Objective: Dynamic cone-beam computed tomography (CBCT) can capture high-spatial-resolution, time-varying images for motion monitoring, patient setup, and adaptive planning of radiotherapy. However, dynamic CBCT reconstruction is an extremely ill-posed spatiotemporal inverse problem, as each CBCT volume in the dynamic sequence is only captured by one or a few X-ray projections, due to the slow gantry rotation speed and the fast anatomical motion (e.g., breathing). 

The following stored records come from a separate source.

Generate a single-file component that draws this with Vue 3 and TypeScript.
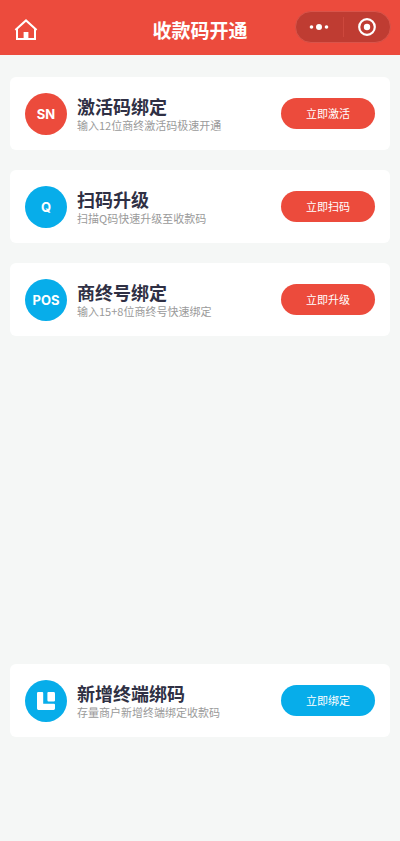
<script setup lang="ts">
interface Entry {
  badge: string
  title: string
  desc: string
  action: string
  badgeTone: 'red' | 'blue'
  buttonTone: 'red' | 'blue'
}

const entries: Entry[] = [
  { badge: 'SN', title: '激活码绑定', desc: '输入12位商终激活码极速开通', action: '立即激活', badgeTone: 'red', buttonTone: 'red' },
  { badge: 'Q', title: '扫码升级', desc: '扫描Q码快速升级至收款码', action: '立即扫码', badgeTone: 'blue', buttonTone: 'red' },
  { badge: 'POS', title: '商终号绑定', desc: '输入15+8位商终号快速绑定', action: '立即升级', badgeTone: 'blue', buttonTone: 'red' },
  { badge: '', title: '新增终端绑码', desc: '存量商户新增终端绑定收款码', action: '立即绑定', badgeTone: 'blue', buttonTone: 'blue' },
]
</script>

<template>
  <div class="page">
    <header class="bar">
      <div class="side">
        <button class="home" type="button" aria-label="首页">
          <svg width="24" height="24" viewBox="0 0 24 24" fill="none">
            <path d="M1.4 12 12 2.4 22.6 12M3 11V20.9H21V11" stroke="#fff" stroke-width="2" />
            <path d="M9.6 14h4.8v6H9.6z" fill="#fff" />
          </svg>
        </button>
      </div>
      <h1>收款码开通</h1>
      <div class="side end">
        <div class="capsule">
          <button type="button" aria-label="更多">
            <svg width="20" height="8" viewBox="0 0 20 8" fill="#fff">
              <circle cx="2.5" cy="4" r="1.8" />
              <circle cx="10" cy="4" r="3" />
              <circle cx="17.5" cy="4" r="1.8" />
            </svg>
          </button>
          <span class="divider"></span>
          <button type="button" aria-label="关闭">
            <svg width="20" height="20" viewBox="0 0 20 20" fill="none">
              <circle cx="10" cy="10" r="7.8" stroke="#fff" stroke-width="2.2" />
              <circle cx="10" cy="10" r="3.2" fill="#fff" />
            </svg>
          </button>
        </div>
      </div>
    </header>

    <main class="list">
      <section v-for="entry in entries" :key="entry.title" class="card">
        <div class="badge" :class="entry.badgeTone">
          <template v-if="entry.badge">{{ entry.badge }}</template>
          <svg v-else width="20" height="20" viewBox="0 0 20 20" fill="#fff">
            <path d="M2.2 1H6.2Q7.2 1 7.2 2V12.8H18Q19 12.8 19 13.8V17.6Q19 19 17.6 19H2.4Q1 19 1 17.6V2.2Q1 1 2.2 1Z" />
            <path d="M12.4 1H17.6Q19 1 19 2.4V9.6Q19 10.4 18.2 10.4H12.6Q11.4 10.4 11.4 9.2V2Q11.4 1 12.4 1Z" />
          </svg>
        </div>
        <div class="info">
          <h2>{{ entry.title }}</h2>
          <p>{{ entry.desc }}</p>
        </div>
        <button class="action" :class="entry.buttonTone" type="button">{{ entry.action }}</button>
      </section>
    </main>
  </div>
</template>

<style>
body {
  background: #f5f7f6;
}
</style>

<style scoped>
.page {
  display: flex;
  flex-direction: column;
  box-sizing: border-box;
  min-height: 100vh;
  background: #f5f7f6;
  font-family: "Noto Sans", "Noto Sans CJK SC", sans-serif;
}
h1, h2, p {
  margin: 0;
}
button {
  border: 0;
  padding: 0;
  font-family: "Noto Sans CJK SC", sans-serif;
  color: #fff;
  background: none;
  cursor: pointer;
}
svg {
  display: block;
}
.bar {
  display: flex;
  align-items: center;
  height: 55px;
  padding: 0 9px 0 14px;
  background: #ec4b3d;
}
.side {
  flex: 1;
  display: flex;
  padding-top: 4px;
}
.end {
  justify-content: flex-end;
  padding: 0 0 2px;
}
h1 {
  padding: 4px 5px 0 0;
  font: 700 19px/28px "Noto Sans CJK SC", sans-serif;
  color: #fff;
}
.capsule {
  display: flex;
  align-items: center;
  box-sizing: border-box;
  width: 96px;
  height: 32px;
  border: 1px solid #d9544a;
  border-radius: 16px;
  background: #bf3c32;
}
.capsule button {
  flex: 1;
  display: flex;
  justify-content: center;
  align-items: center;
  height: 100%;
}
.divider {
  width: 1px;
  height: 20px;
  background: #cd483d;
}
.list {
  flex: 1;
  display: flex;
  flex-direction: column;
  gap: 20px;
  padding: 22px 10px 104px;
}
.card {
  display: flex;
  align-items: center;
  box-sizing: border-box;
  height: 73px;
  padding: 0 15px;
  border-radius: 6px;
  background: #fff;
}
.card:last-child {
  margin-top: auto;
}
.badge {
  display: flex;
  justify-content: center;
  align-items: center;
  flex: none;
  width: 42px;
  height: 42px;
  border-radius: 50%;
  font: 700 13px/18px Inter, sans-serif;
  color: #fff;
}
.red {
  background: #ec4b3c;
}
.blue {
  background: #07adea;
}
.info {
  flex: 1;
  min-width: 0;
  margin-left: 10px;
}
h2 {
  font: 700 18px/22px "Noto Sans CJK SC", sans-serif;
  color: #2f3044;
}
p {
  font: 400 11px/16px "Noto Sans CJK SC", sans-serif;
  color: #9a9a9a;
}
.action {
  flex: none;
  width: 94px;
  height: 31px;
  border-radius: 16px;
  font-size: 11px;
  line-height: 31px;
}
.action.red {
  background: #ec4b3c;
}
.action.blue {
  background: #07adea;
}
</style>
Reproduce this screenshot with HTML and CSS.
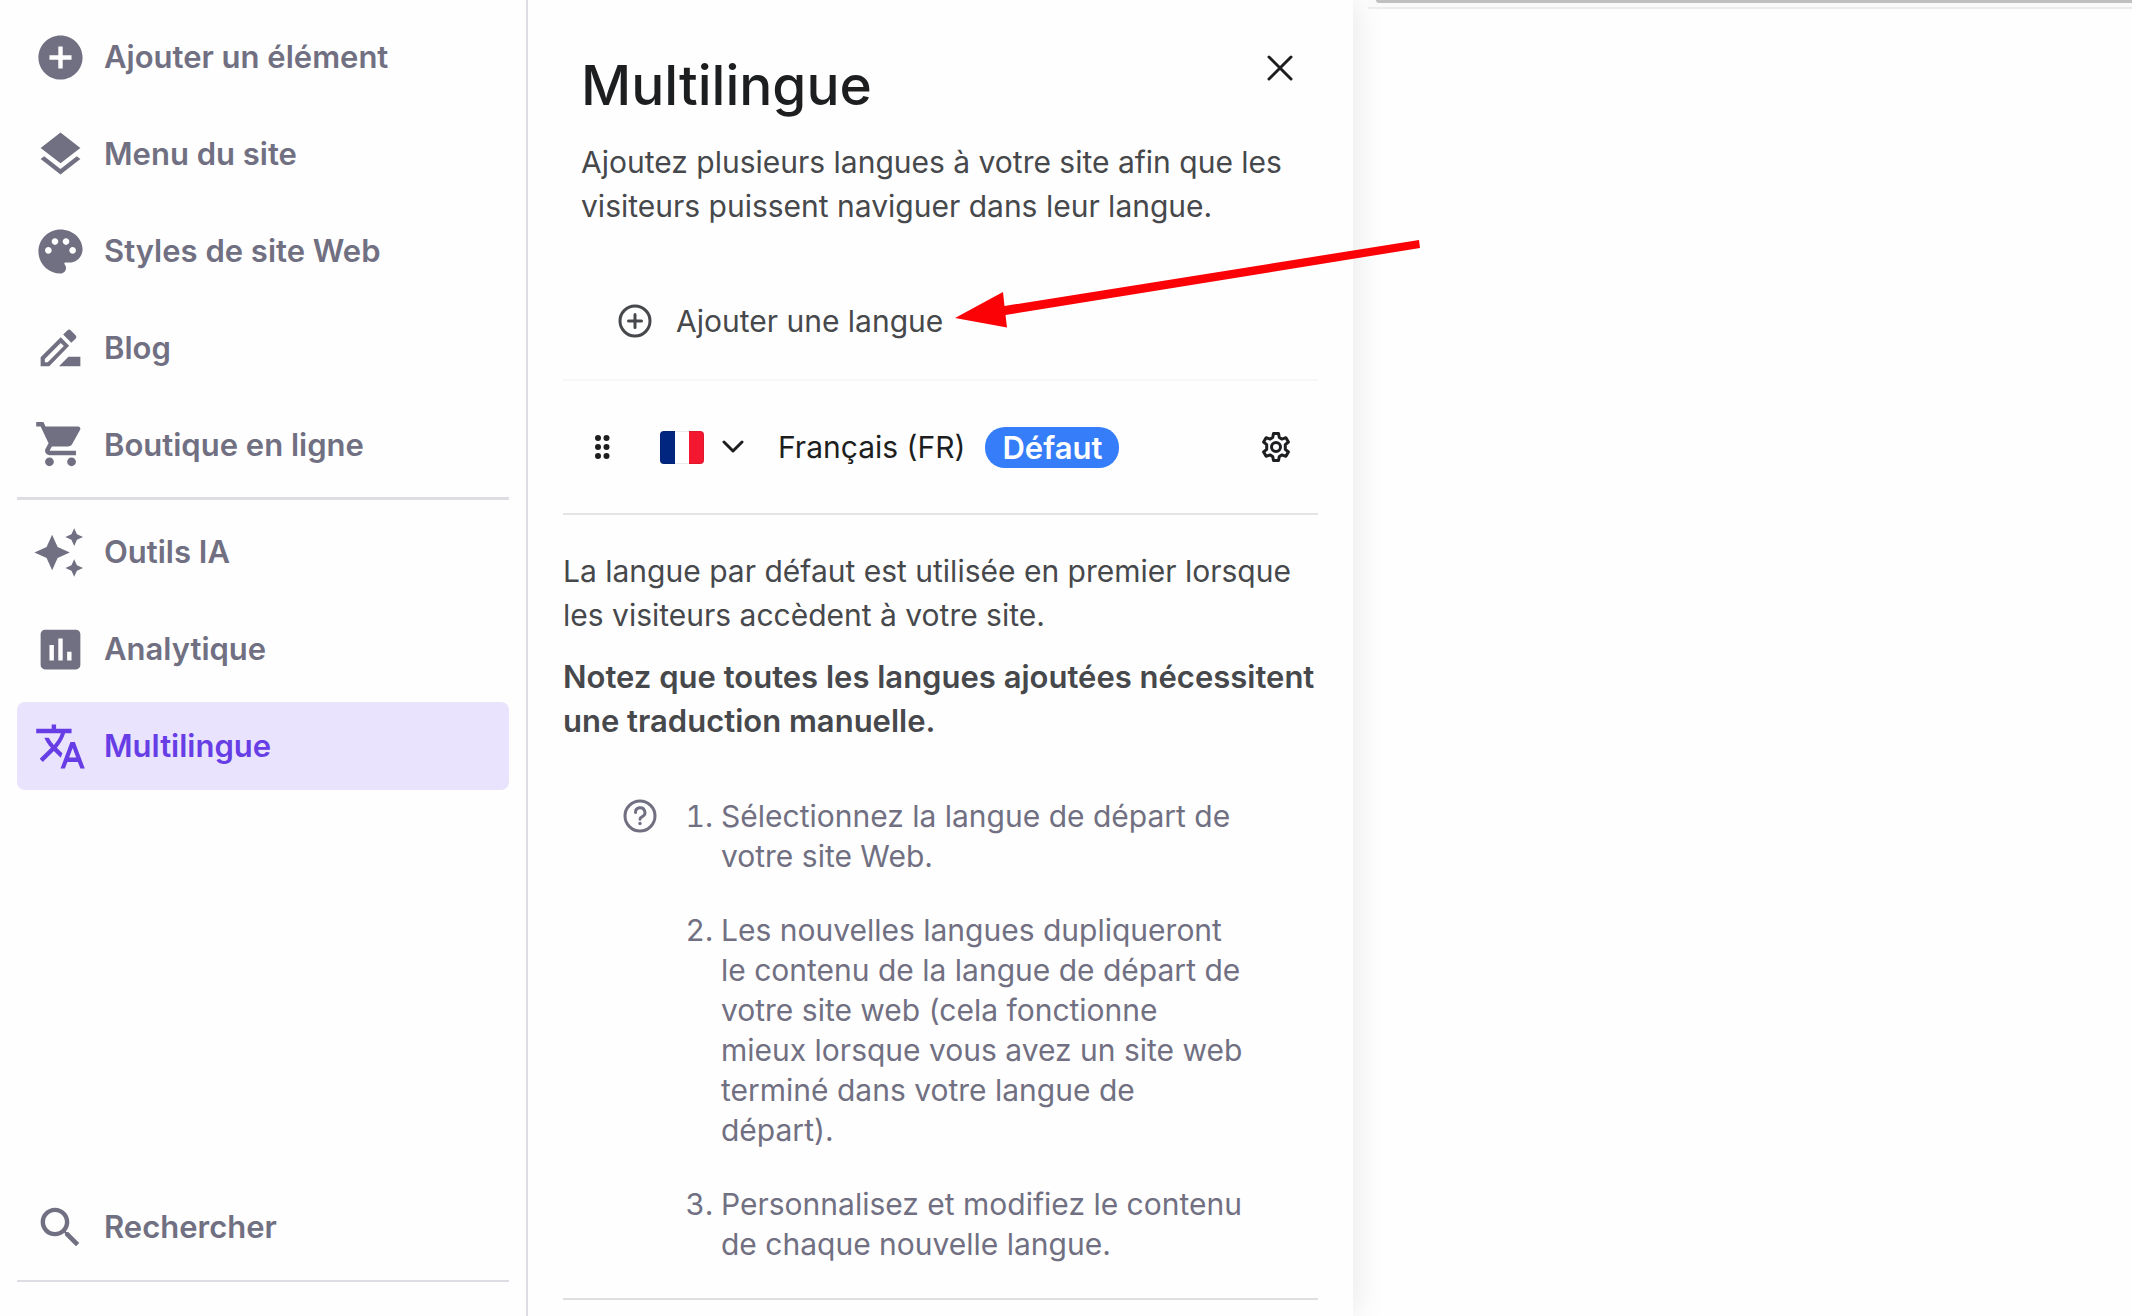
FILE: index.html
```html
<!DOCTYPE html>
<html lang="fr">
<head>
    <meta charset="UTF-8">
    <meta name="viewport" content="width=device-width, initial-scale=1.0">
    <title>Multilingue</title>
    <link rel="stylesheet" href="styles.css">
</head>
<body>

    <div class="app">
        <nav class="sidebar">
            <div class="nav-group">
                <button type="button" class="nav-item">
                    <svg class="nav-icon" viewBox="0 0 24 24"><path d="M12 2C6.48 2 2 6.48 2 12s4.48 10 10 10 10-4.48 10-10S17.52 2 12 2zm5 11h-4v4h-2v-4H7v-2h4V7h2v4h4v2z"/></svg>
                    Ajouter un élément
                </button>
                <button type="button" class="nav-item">
                    <svg class="nav-icon" viewBox="0 0 24 24"><path d="M11.99 18.54l-7.37-5.73L3 14.07l9 7 9-7-1.63-1.27-7.38 5.74zM12 16l7.36-5.73L21 9l-9-7-9 7 1.63 1.27L12 16z"/></svg>
                    Menu du site
                </button>
                <button type="button" class="nav-item">
                    <svg class="nav-icon" viewBox="0 0 24 24"><path d="M12 2C6.49 2 2 6.49 2 12s4.49 10 10 10c1.38 0 2.5-1.12 2.5-2.5 0-.61-.23-1.2-.64-1.67-.08-.1-.13-.21-.13-.33 0-.28.22-.5.5-.5H16c3.31 0 6-2.69 6-6 0-4.96-4.49-9-10-9zM6.5 13c-.83 0-1.5-.67-1.5-1.5S5.67 10 6.5 10 8 10.67 8 11.5 7.33 13 6.5 13zm3-4C8.67 9 8 8.33 8 7.5S8.67 6 9.5 6s1.5.67 1.5 1.5S10.33 9 9.5 9zm5 0c-.83 0-1.5-.67-1.5-1.5S13.67 6 14.5 6s1.5.67 1.5 1.5S15.33 9 14.5 9zm3 4c-.83 0-1.5-.67-1.5-1.5s.67-1.5 1.5-1.5 1.5.67 1.5 1.5-.67 1.5-1.5 1.5z"/></svg>
                    Styles de site Web
                </button>
                <button type="button" class="nav-item">
                    <svg class="nav-icon" viewBox="0 0 24 24"><path fill-rule="evenodd" d="M3 20v-4l9.1-9.1 3.8 3.8L6.9 20zM4.9 18.2h1.3l7.3-7.3-1.4-1.4-7.2 7.3zM13.2 5.7l1.9-1.9c.5-.5 1.1-.5 1.6 0l2.1 2.2c.5.5.5 1.1 0 1.6l-1.9 1.8zM11.3 20l4.3-4.3H21V20z"/></svg>
                    Blog
                </button>
                <button type="button" class="nav-item">
                    <svg class="nav-icon" viewBox="0 0.6 24 24"><path d="M7 18c-1.1 0-1.99.9-1.99 2S5.9 22 7 22s2-.9 2-2-.9-2-2-2zM1 2v2h2l3.6 7.59-1.35 2.45c-.16.28-.25.61-.25.96 0 1.1.9 2 2 2h12v-2H7.42c-.14 0-.25-.11-.25-.25l.03-.12.9-1.63h7.45c.75 0 1.41-.41 1.75-1.03l3.58-6.49c.08-.14.12-.31.12-.48 0-.55-.45-1-1-1H5.21l-.94-2H1zm16 16c-1.1 0-1.99.9-1.99 2s.89 2 1.99 2 2-.9 2-2-.9-2-2-2z"/></svg>
                    Boutique en ligne
                </button>
            </div>

            <div class="nav-group nav-group-tools">
                <button type="button" class="nav-item">
                    <svg class="nav-icon" viewBox="0.8 0 24 24"><path d="M19 9l1.25-2.75L23 5l-2.75-1.25L19 1l-1.25 2.75L15 5l2.75 1.25L19 9zM11.5 9.5L9 4 6.5 9.5 1 12l5.5 2.5L9 20l2.5-5.5L17 12l-5.5-2.5zM19 15l-1.25 2.75L15 19l2.75 1.25L19 23l1.25-2.75L23 19l-2.75-1.25L19 15z"/></svg>
                    Outils IA
                </button>
                <button type="button" class="nav-item">
                    <svg class="nav-icon" viewBox="0 0 24 24"><path d="M19 3H5c-1.1 0-2 .9-2 2v14c0 1.1.9 2 2 2h14c1.1 0 2-.9 2-2V5c0-1.1-.9-2-2-2zM9 17H7v-7h2v7zm4 0h-2V7h2v10zm4 0h-2v-4h2v4z"/></svg>
                    Analytique
                </button>
                <button type="button" class="nav-item active" aria-current="page">
                    <svg class="nav-icon" viewBox="0 0 24 24"><path d="M12.87 15.07l-2.54-2.51.03-.03c1.74-1.94 2.98-4.17 3.71-6.53H17V4h-7V2H8v2H1v1.99h11.17C11.5 7.92 10.44 9.75 9 11.35 8.07 10.32 7.3 9.19 6.69 8h-2c.73 1.63 1.73 3.17 2.98 4.56l-5.09 5.02L4 19l5-5 3.11 3.11.76-2.04zM18.5 10h-2L12 22h2l1.12-3h4.75L21 22h2l-4.5-12zm-2.62 7l1.62-4.33L19.12 17h-3.24z"/></svg>
                    Multilingue
                </button>
            </div>

            <div class="nav-group nav-group-search">
                <button type="button" class="nav-item">
                    <svg class="nav-icon" viewBox="0 0 24 24"><path d="M15.5 14h-.79l-.28-.27C15.41 12.59 16 11.11 16 9.5 16 5.91 13.09 3 9.5 3S3 5.91 3 9.5 5.91 16 9.5 16c1.61 0 3.09-.59 4.23-1.57l.27.28v.79l5 4.99L20.49 19l-4.99-5zm-6 0C7.01 14 5 11.99 5 9.5S7.01 5 9.5 5 14 7.01 14 9.5 11.99 14 9.5 14z"/></svg>
                    Rechercher
                </button>
            </div>
        </nav>

        <main class="panel">
            <header class="panel-header">
                <h1>Multilingue</h1>
                <button type="button" class="close-btn" aria-label="Fermer">
                    <svg width="26" height="26" viewBox="0 0 26 26"><path d="M2 2l22 22M24 2L2 24"/></svg>
                </button>
            </header>
            <p class="intro">Ajoutez plusieurs langues à votre site afin que les visiteurs puissent naviguer dans leur langue.</p>

            <button type="button" class="add-language">
                <svg class="line-icon" viewBox="0 0 40 40"><circle cx="20" cy="20" r="15"/><path d="M20 13.5v13M13.5 20h13"/></svg>
                Ajouter une langue
            </button>

            <div class="language-row">
                <svg class="grip" width="16" height="26" viewBox="0 0 16 26"><circle cx="4" cy="4" r="3"/><circle cx="12.5" cy="4" r="3"/><circle cx="4" cy="13" r="3"/><circle cx="12.5" cy="13" r="3"/><circle cx="4" cy="22" r="3"/><circle cx="12.5" cy="22" r="3"/></svg>
                <button type="button" class="flag-btn" aria-label="Changer le drapeau">
                    <span class="flag"></span>
                    <svg class="chevron" width="22" height="14" viewBox="0 0 22 14"><path d="M2 2l9 9 9-9"/></svg>
                </button>
                <span class="language-name">Français (FR)</span>
                <span class="badge">Défaut</span>
                <button type="button" class="settings-btn" aria-label="Paramètres">
                    <svg width="32" height="32" viewBox="0 0 32 32">
                        <path d="M13.5 2.5h5l.8 4 2.7 1.6 3.9-1.4 2.5 4.3-3.1 2.7v4.6l3.1 2.7-2.5 4.3-3.9-1.4-2.7 1.600-.8 4h-5l-.8-4-2.7-1.600-3.900 1.400L3.600 21l3.100-2.700v-4.600L3.600 11l2.500-4.300L10 8.100l2.700-1.600z"/>
                        <circle cx="16" cy="16" r="4.5"/>
                    </svg>
                </button>
            </div>

            <div class="notes">
                <p>La langue par défaut est utilisée en premier lorsque les visiteurs accèdent à votre site.</p>
                <p class="strong">Notez que toutes les langues ajoutées nécessitent une traduction manuelle.</p>
            </div>

            <div class="help">
                <svg class="line-icon" viewBox="0 0 40 40"><circle cx="20" cy="20" r="15"/><path d="M15.5 16.5a4.700 4.700 0 1 1 6.800 4.100c-1.500.8-2.300 1.400-2.300 2.600"/><circle class="dot" cx="20" cy="27.5" r="1.7"/></svg>
                <ol>
                    <li>Sélectionnez la langue de départ de votre site Web.</li>
                    <li>Les nouvelles langues dupliqueront le contenu de la langue de départ de votre site web (cela fonctionne mieux lorsque vous avez un site web terminé dans votre langue de départ).</li>
                    <li>Personnalisez et modifiez le contenu de chaque nouvelle langue.</li>
                </ol>
            </div>

            <!-- Arrow pointing at the add button -->
            <svg class="arrow" width="470" height="96" viewBox="0 0 470 96">
                <path d="M2 82l48-26 1.500 14L466 4l1 8L52.500 79l1.500 12.500z"/>
            </svg>
        </main>

        <section class="canvas">
            <div class="canvas-top"><div class="canvas-bar"></div></div>
        </section>
    </div>

</body>
</html>
```
FILE: styles.css
```css
/* --- Theme --- */
:root {
    --gray: #717082;
    --dark: #1d1e20;
    --text: #46484b;
    --line: #dddde4;
    --purple: #673de6;
    --purple-light: #e9e3fd;
}

* {
    box-sizing: border-box;
}

body {
    margin: 0;
    font-family: Inter, "Open Sans", sans-serif;
    font-size: 30px;
    line-height: 44px;
    color: var(--text);
    background-color: #fefefe;
}

h1, p, ol {
    margin: 0;
}

button {
    border: none;
    background: none;
    padding: 0;
    font: inherit;
    color: inherit;
    cursor: pointer;
}

.app {
    display: flex;
    min-height: 100vh;
    overflow: hidden;
}

/* --- Sidebar --- */
.sidebar {
    position: relative;
    z-index: 2;
    display: flex;
    flex-direction: column;
    flex: 0 0 528px;
    padding: 13px 17px 34px;
    border-right: 2px solid var(--line);
    background-color: #fefefe;
}

.nav-group {
    display: flex;
    flex-direction: column;
    gap: 9px;
}

.nav-group-tools {
    margin-top: 8px;
    padding-top: 8px;
    border-top: 3px solid var(--line);
}

.nav-group-search {
    margin-top: auto;
    padding-bottom: 9px;
    border-bottom: 2px solid var(--line);
}

.nav-item {
    display: flex;
    align-items: center;
    gap: 17px;
    height: 88px;
    padding: 0 17px;
    border-radius: 8px;
    font-size: 31px;
    font-weight: 600;
    color: var(--gray);
    text-align: left;
}

.nav-item.active {
    background-color: var(--purple-light);
    color: var(--purple);
}

.nav-icon {
    width: 53px;
    height: 53px;
    fill: currentColor;
}

/* --- Panel --- */
.panel {
    position: relative;
    z-index: 1;
    flex: 0 0 825px;
    padding: 48px 35px 0;
    box-shadow: 0 0 32px rgba(0, 0, 0, 0.1);
}

.panel-header {
    display: flex;
    justify-content: space-between;
    align-items: flex-start;
    padding: 0 18px;
}

h1 {
    font-size: 55px;
    font-weight: 500;
    line-height: 74px;
    color: var(--dark);
}

.close-btn {
    display: flex;
    align-items: center;
    justify-content: center;
    width: 40px;
    height: 40px;
}

.close-btn svg,
.chevron {
    fill: none;
    stroke: var(--dark);
    stroke-width: 3;
    stroke-linecap: round;
    stroke-linejoin: round;
}

.intro {
    margin: 18px 0 34px;
    padding: 0 18px;
}

.line-icon {
    flex: none;
    width: 40px;
    height: 40px;
    fill: none;
    stroke: currentColor;
    stroke-width: 3;
    stroke-linecap: round;
}

.line-icon .dot {
    fill: currentColor;
    stroke: none;
}

.add-language {
    display: flex;
    align-items: center;
    gap: 21px;
    width: 100%;
    height: 119px;
    padding: 0 52px;
    border-bottom: 2px solid #f7f7f8;
}

.language-row {
    display: flex;
    align-items: center;
    height: 134px;
    padding: 0 26px 0 31px;
    border-bottom: 2px solid #e3e4e5;
    color: var(--dark);
}

.grip {
    fill: var(--dark);
}

.flag-btn {
    display: flex;
    align-items: center;
    gap: 18px;
    margin: 0 34px 0 50px;
}

.flag {
    width: 44px;
    height: 33px;
    border-radius: 4px;
    background: linear-gradient(to right, #00267f 33%, #ffffff 33% 67%, #f31830 67%);
    box-shadow: inset 0 0 0 1px rgba(0, 0, 0, 0.08);
}

.badge {
    margin-left: 20px;
    padding: 0 17px;
    border-radius: 20px;
    font-size: 31px;
    font-weight: 600;
    line-height: 41px;
    color: #ffffff;
    background-color: #357df9;
}

.settings-btn {
    display: flex;
    margin-left: auto;
}

.settings-btn svg {
    fill: none;
    stroke: var(--dark);
    stroke-width: 3;
    stroke-linejoin: round;
}

.notes {
    display: flex;
    flex-direction: column;
    gap: 18px;
    padding-top: 34px;
}

.strong {
    font-size: 31px;
    font-weight: 600;
}

/* --- Help steps --- */
.help {
    display: flex;
    align-items: flex-start;
    margin-top: 53px;
    padding: 0 71px 34px 57px;
    border-bottom: 2px solid #dfdfe0;
    line-height: 40px;
    color: var(--gray);
}

.help ol {
    display: flex;
    flex-direction: column;
    gap: 34px;
    padding-left: 61px;
}

.arrow {
    position: absolute;
    top: 236px;
    left: 425px;
    fill: #fb0207;
    pointer-events: none;
}

/* --- Site canvas --- */
.canvas {
    flex: 1;
    min-width: 0;
    padding-left: 15px;
}

.canvas-top {
    position: relative;
    z-index: 2;
    height: 9px;
    padding-left: 8px;
    border-bottom: 2px solid #ececec;
    background-color: #fafafa;
}

.canvas-bar {
    height: 3px;
    border-bottom-left-radius: 4px;
    background-color: #c0c0c0;
}
```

Approach: We developed a machine learning-based technique, prior-model-free spatiotemporal implicit neural representation (PMF-STINR), to reconstruct dynamic CBCTs from sequentially acquired X-ray projections. PMF-STINR employs a joint image reconstruction and registration approach to address the under-sampling challenge, enabling dynamic CBCT reconstruction from singular X-ray projections. Specifically, PMF-STINR uses spatial implicit neural representations to reconstruct a reference CBCT volume, and it applies temporal INR to represent the intra-scan dynamic motion with respect to the reference CBCT to yield dynamic CBCTs. PMF-STINR couples the temporal INR with a learning-based B-spline motion model to capture time-varying deformable motion during the reconstruction. Compared with the previous methods, the spatial INR, the temporal INR, and the B-spline model of PMF-STINR are all learned on the fly during reconstruction in a one-shot fashion, without using any patient-specific prior knowledge or motion sorting/binning. 
Main results: PMF-STINR was evaluated via digital phantom simulations, physical phantom measurements, and a multi-institutional patient dataset featuring various imaging protocols (half-fan/full-fan, full sampling/sparse sampling, different energy and mAs settings, etc.). The results showed that the one-shot learning-based PMF-STINR can accurately and robustly reconstruct dynamic CBCTs and capture highly irregular motion with high temporal (~0.1s) resolution and sub-millimeter accuracy.
Significance: PMF-STINR can reconstruct dynamic CBCTs and solve the intra-scan motion problem from conventional 3D CBCT scans without using any prior anatomical/motion model or motion sorting/binning. It can be a promising tool for motion management by offering richer motion information than traditional 4D-CBCTs.